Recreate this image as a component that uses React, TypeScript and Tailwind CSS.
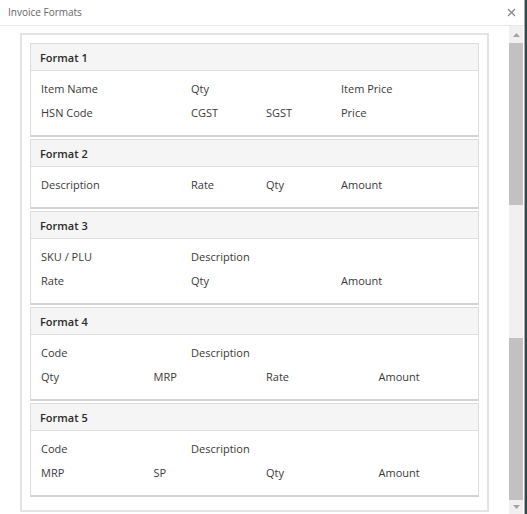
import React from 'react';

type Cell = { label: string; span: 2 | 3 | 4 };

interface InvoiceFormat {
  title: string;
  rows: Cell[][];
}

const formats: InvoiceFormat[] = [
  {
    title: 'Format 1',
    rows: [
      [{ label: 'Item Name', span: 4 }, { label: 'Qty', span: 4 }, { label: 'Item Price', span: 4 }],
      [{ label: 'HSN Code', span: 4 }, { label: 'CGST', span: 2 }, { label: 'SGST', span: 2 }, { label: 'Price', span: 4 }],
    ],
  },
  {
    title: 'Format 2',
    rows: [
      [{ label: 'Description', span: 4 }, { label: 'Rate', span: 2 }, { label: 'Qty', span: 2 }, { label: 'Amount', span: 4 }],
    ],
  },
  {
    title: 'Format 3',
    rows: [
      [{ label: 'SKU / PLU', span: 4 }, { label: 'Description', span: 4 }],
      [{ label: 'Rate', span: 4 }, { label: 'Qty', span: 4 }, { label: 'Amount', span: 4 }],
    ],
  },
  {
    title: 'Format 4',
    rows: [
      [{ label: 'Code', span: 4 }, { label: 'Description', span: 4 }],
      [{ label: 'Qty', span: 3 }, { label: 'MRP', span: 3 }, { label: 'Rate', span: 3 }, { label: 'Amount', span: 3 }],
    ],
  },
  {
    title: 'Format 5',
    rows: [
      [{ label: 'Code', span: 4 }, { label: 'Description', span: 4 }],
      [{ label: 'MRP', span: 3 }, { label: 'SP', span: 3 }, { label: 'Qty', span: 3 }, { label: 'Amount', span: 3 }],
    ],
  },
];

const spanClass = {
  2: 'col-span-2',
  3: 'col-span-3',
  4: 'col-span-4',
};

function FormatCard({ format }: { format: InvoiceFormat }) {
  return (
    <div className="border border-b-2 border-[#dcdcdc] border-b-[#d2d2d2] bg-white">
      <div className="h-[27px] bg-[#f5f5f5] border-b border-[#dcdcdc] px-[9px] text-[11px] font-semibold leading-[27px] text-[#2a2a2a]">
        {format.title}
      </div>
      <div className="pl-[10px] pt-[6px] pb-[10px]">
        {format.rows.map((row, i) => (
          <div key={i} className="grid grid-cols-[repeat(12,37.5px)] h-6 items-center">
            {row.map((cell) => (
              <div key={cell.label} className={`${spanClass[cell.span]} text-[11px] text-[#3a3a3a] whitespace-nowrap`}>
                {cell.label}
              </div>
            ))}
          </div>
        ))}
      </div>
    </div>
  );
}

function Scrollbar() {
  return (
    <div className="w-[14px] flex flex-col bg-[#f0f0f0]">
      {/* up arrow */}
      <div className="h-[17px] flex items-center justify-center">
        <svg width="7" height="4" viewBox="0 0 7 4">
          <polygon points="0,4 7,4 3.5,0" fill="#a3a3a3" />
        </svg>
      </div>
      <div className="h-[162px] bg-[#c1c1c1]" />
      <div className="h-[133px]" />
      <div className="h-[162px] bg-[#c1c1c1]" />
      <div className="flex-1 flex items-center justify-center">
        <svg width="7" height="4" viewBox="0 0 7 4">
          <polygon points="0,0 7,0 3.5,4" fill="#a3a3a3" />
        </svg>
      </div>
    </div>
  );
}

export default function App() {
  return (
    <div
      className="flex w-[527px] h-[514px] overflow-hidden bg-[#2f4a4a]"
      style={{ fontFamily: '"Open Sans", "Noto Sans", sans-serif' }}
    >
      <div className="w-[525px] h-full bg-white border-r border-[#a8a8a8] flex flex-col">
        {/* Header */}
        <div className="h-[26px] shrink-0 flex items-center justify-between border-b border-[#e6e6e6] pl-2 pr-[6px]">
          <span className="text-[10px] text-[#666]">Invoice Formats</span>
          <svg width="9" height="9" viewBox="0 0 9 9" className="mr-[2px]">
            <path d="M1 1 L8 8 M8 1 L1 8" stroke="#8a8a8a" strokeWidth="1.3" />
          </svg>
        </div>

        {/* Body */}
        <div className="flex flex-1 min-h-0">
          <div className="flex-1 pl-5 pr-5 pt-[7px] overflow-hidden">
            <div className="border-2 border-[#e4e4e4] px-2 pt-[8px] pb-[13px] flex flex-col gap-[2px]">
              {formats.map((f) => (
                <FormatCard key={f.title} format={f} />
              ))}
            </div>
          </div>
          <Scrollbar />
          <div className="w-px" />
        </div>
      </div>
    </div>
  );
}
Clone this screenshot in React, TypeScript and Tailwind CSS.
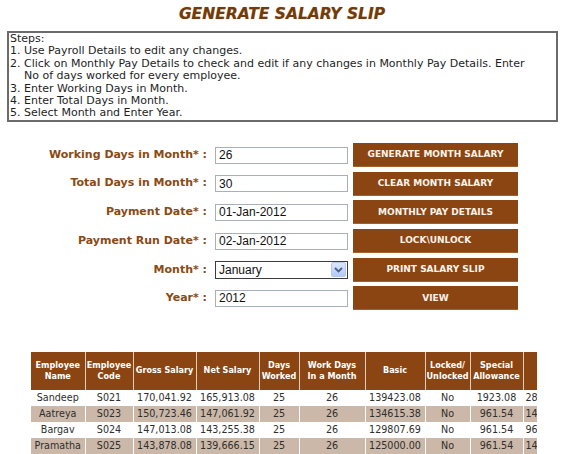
=-=-=
▶ _WHAT TO PRODUCE_
Repeat each entry precisely as it appears. Leave the pictures out.

▶ _TASK SOLUTION_
Recreate this image as a component that uses React, TypeScript and Tailwind CSS.
import React from 'react';

type Cell = { label: string; span: 2 | 3 | 4 };

interface InvoiceFormat {
  title: string;
  rows: Cell[][];
}

const formats: InvoiceFormat[] = [
  {
    title: 'Format 1',
    rows: [
      [{ label: 'Item Name', span: 4 }, { label: 'Qty', span: 4 }, { label: 'Item Price', span: 4 }],
      [{ label: 'HSN Code', span: 4 }, { label: 'CGST', span: 2 }, { label: 'SGST', span: 2 }, { label: 'Price', span: 4 }],
    ],
  },
  {
    title: 'Format 2',
    rows: [
      [{ label: 'Description', span: 4 }, { label: 'Rate', span: 2 }, { label: 'Qty', span: 2 }, { label: 'Amount', span: 4 }],
    ],
  },
  {
    title: 'Format 3',
    rows: [
      [{ label: 'SKU / PLU', span: 4 }, { label: 'Description', span: 4 }],
      [{ label: 'Rate', span: 4 }, { label: 'Qty', span: 4 }, { label: 'Amount', span: 4 }],
    ],
  },
  {
    title: 'Format 4',
    rows: [
      [{ label: 'Code', span: 4 }, { label: 'Description', span: 4 }],
      [{ label: 'Qty', span: 3 }, { label: 'MRP', span: 3 }, { label: 'Rate', span: 3 }, { label: 'Amount', span: 3 }],
    ],
  },
  {
    title: 'Format 5',
    rows: [
      [{ label: 'Code', span: 4 }, { label: 'Description', span: 4 }],
      [{ label: 'MRP', span: 3 }, { label: 'SP', span: 3 }, { label: 'Qty', span: 3 }, { label: 'Amount', span: 3 }],
    ],
  },
];

const spanClass = {
  2: 'col-span-2',
  3: 'col-span-3',
  4: 'col-span-4',
};

function FormatCard({ format }: { format: InvoiceFormat }) {
  return (
    <div className="border border-b-2 border-[#dcdcdc] border-b-[#d2d2d2] bg-white">
      <div className="h-[27px] bg-[#f5f5f5] border-b border-[#dcdcdc] px-[9px] text-[11px] font-semibold leading-[27px] text-[#2a2a2a]">
        {format.title}
      </div>
      <div className="pl-[10px] pt-[6px] pb-[10px]">
        {format.rows.map((row, i) => (
          <div key={i} className="grid grid-cols-[repeat(12,37.5px)] h-6 items-center">
            {row.map((cell) => (
              <div key={cell.label} className={`${spanClass[cell.span]} text-[11px] text-[#3a3a3a] whitespace-nowrap`}>
                {cell.label}
              </div>
            ))}
          </div>
        ))}
      </div>
    </div>
  );
}

function Scrollbar() {
  return (
    <div className="w-[14px] flex flex-col bg-[#f0f0f0]">
      {/* up arrow */}
      <div className="h-[17px] flex items-center justify-center">
        <svg width="7" height="4" viewBox="0 0 7 4">
          <polygon points="0,4 7,4 3.5,0" fill="#a3a3a3" />
        </svg>
      </div>
      <div className="h-[162px] bg-[#c1c1c1]" />
      <div className="h-[133px]" />
      <div className="h-[162px] bg-[#c1c1c1]" />
      <div className="flex-1 flex items-center justify-center">
        <svg width="7" height="4" viewBox="0 0 7 4">
          <polygon points="0,0 7,0 3.5,4" fill="#a3a3a3" />
        </svg>
      </div>
    </div>
  );
}

export default function App() {
  return (
    <div
      className="flex w-[527px] h-[514px] overflow-hidden bg-[#2f4a4a]"
      style={{ fontFamily: '"Open Sans", "Noto Sans", sans-serif' }}
    >
      <div className="w-[525px] h-full bg-white border-r border-[#a8a8a8] flex flex-col">
        {/* Header */}
        <div className="h-[26px] shrink-0 flex items-center justify-between border-b border-[#e6e6e6] pl-2 pr-[6px]">
          <span className="text-[10px] text-[#666]">Invoice Formats</span>
          <svg width="9" height="9" viewBox="0 0 9 9" className="mr-[2px]">
            <path d="M1 1 L8 8 M8 1 L1 8" stroke="#8a8a8a" strokeWidth="1.3" />
          </svg>
        </div>

        {/* Body */}
        <div className="flex flex-1 min-h-0">
          <div className="flex-1 pl-5 pr-5 pt-[7px] overflow-hidden">
            <div className="border-2 border-[#e4e4e4] px-2 pt-[8px] pb-[13px] flex flex-col gap-[2px]">
              {formats.map((f) => (
                <FormatCard key={f.title} format={f} />
              ))}
            </div>
          </div>
          <Scrollbar />
          <div className="w-px" />
        </div>
      </div>
    </div>
  );
}
Clone this screenshot in React, TypeScript and Tailwind CSS.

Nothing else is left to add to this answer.